SOURCE EXCERPT —
......

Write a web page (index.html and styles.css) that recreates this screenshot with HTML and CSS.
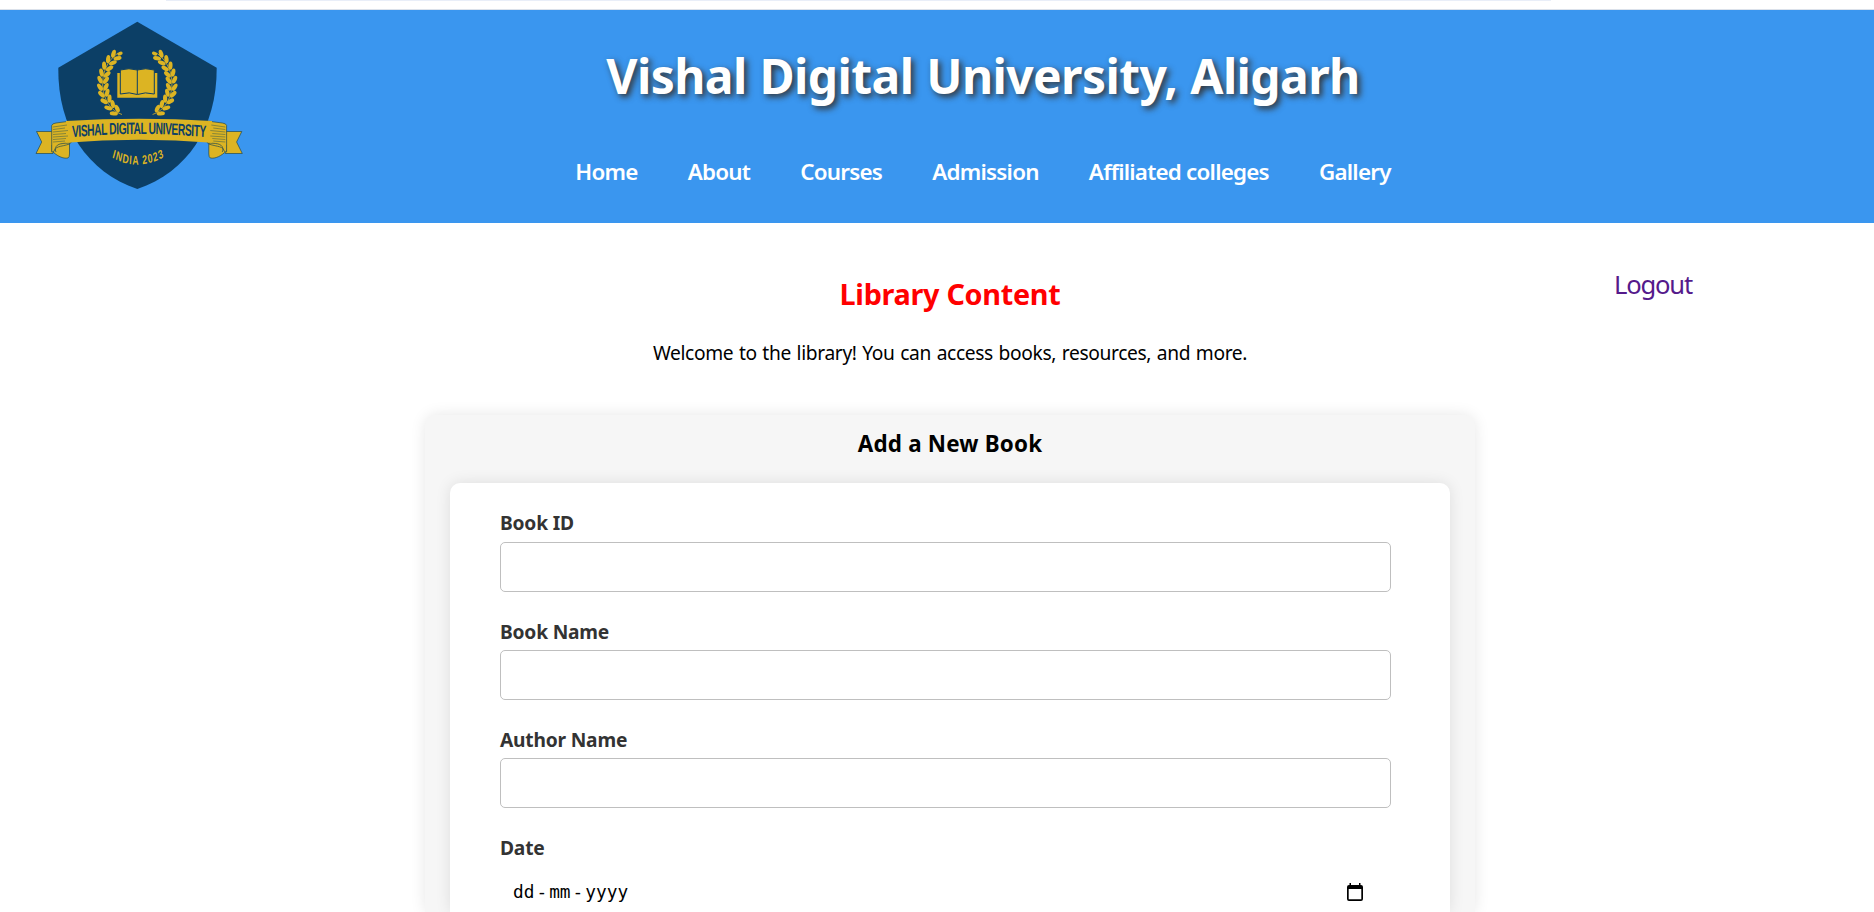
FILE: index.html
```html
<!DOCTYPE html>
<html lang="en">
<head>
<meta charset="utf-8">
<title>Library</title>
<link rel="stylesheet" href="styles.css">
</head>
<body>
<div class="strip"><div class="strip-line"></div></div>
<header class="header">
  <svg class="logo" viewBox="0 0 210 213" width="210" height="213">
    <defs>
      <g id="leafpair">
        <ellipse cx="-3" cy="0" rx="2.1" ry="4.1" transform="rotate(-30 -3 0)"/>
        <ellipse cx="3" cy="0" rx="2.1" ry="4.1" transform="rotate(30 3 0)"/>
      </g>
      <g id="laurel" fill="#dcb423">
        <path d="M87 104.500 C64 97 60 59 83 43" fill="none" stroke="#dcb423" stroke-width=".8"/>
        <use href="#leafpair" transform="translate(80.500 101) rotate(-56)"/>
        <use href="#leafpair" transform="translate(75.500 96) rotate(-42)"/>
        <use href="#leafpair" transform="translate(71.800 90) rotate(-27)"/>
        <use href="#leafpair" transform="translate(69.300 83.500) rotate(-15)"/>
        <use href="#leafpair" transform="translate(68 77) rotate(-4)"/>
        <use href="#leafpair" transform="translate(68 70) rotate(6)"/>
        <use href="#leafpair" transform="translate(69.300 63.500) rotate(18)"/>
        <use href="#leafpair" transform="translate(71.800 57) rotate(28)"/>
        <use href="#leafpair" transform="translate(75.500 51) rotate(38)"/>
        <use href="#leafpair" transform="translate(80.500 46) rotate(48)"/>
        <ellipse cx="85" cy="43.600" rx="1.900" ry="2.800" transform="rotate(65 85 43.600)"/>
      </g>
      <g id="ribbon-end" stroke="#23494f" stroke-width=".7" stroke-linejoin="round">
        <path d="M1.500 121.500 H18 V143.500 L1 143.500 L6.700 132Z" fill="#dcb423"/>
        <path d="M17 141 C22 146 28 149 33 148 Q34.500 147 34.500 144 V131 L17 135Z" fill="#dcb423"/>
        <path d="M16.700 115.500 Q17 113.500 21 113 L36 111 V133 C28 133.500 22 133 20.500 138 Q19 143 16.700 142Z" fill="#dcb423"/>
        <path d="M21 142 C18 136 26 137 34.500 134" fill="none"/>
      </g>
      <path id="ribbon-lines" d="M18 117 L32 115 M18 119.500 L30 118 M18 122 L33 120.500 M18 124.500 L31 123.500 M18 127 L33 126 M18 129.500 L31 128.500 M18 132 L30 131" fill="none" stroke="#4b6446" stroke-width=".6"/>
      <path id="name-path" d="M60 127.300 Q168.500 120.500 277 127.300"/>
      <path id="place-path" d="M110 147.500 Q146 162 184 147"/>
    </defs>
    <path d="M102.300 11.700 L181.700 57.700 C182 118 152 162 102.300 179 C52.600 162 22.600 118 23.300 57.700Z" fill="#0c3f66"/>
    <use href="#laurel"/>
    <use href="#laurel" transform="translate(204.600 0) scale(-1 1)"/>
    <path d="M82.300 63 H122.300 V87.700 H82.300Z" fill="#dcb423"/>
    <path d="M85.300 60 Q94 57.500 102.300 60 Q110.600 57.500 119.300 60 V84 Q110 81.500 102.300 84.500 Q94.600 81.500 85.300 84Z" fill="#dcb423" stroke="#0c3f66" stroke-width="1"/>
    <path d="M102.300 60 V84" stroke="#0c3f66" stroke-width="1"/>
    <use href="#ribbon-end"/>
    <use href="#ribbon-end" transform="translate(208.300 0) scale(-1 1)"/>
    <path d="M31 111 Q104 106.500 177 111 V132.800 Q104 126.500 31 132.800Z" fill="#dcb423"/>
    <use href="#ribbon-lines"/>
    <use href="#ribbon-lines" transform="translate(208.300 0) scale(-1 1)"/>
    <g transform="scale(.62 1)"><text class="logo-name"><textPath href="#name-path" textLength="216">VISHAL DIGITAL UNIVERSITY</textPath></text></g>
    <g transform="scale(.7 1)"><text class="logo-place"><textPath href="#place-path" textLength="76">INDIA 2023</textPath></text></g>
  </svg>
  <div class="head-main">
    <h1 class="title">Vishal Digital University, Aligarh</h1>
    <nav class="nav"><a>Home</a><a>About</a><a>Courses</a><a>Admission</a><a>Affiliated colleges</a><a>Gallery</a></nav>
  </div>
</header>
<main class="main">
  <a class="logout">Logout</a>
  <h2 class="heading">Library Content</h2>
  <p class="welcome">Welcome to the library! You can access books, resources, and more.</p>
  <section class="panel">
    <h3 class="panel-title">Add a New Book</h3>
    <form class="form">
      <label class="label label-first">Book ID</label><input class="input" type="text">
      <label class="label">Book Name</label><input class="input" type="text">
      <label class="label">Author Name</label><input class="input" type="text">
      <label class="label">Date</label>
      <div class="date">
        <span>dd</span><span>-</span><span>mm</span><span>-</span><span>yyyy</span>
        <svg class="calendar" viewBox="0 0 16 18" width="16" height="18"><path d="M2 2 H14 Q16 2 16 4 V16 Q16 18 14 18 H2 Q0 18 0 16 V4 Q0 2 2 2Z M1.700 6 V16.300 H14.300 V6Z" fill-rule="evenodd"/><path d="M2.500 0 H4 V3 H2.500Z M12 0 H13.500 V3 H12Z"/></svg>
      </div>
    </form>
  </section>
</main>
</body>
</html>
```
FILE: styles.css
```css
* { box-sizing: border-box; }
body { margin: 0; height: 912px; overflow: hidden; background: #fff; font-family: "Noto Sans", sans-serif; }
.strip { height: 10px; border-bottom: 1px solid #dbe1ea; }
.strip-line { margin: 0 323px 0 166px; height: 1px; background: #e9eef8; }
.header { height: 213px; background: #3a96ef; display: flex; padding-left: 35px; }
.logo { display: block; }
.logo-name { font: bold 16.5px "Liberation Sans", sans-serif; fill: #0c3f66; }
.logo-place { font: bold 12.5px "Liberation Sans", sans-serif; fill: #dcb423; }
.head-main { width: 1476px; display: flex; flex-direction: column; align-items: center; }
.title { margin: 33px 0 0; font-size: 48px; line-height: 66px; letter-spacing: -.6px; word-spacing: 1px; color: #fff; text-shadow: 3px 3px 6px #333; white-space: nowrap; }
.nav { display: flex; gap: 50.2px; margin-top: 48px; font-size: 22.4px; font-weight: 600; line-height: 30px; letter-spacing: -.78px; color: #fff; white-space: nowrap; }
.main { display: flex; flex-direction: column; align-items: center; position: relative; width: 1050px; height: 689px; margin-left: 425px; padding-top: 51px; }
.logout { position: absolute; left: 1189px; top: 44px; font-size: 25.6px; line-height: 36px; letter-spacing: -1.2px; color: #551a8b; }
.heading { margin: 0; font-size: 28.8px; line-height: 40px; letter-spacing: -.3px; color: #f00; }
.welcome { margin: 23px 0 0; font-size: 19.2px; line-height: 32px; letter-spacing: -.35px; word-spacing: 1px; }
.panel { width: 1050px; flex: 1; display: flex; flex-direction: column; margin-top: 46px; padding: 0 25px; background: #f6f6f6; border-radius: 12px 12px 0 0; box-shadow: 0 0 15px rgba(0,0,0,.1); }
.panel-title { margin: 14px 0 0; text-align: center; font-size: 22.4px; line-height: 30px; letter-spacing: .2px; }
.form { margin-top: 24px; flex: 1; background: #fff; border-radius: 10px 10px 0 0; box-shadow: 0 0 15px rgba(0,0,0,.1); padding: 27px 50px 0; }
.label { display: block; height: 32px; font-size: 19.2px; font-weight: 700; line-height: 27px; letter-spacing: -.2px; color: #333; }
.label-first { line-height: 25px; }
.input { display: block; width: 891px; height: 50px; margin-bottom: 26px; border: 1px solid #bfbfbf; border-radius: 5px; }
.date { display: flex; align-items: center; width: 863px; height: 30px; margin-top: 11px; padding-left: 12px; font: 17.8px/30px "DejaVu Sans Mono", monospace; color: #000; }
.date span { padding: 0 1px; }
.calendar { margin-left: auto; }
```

......

TASK OBJECTIVE — Which lines include the word "styles"? List them all.

RESULT FOR THIS EXERCISE —
Write a web page (index.html and styles.css) that recreates this screenshot with HTML and CSS.
<link rel="stylesheet" href="styles.css">
FILE: styles.css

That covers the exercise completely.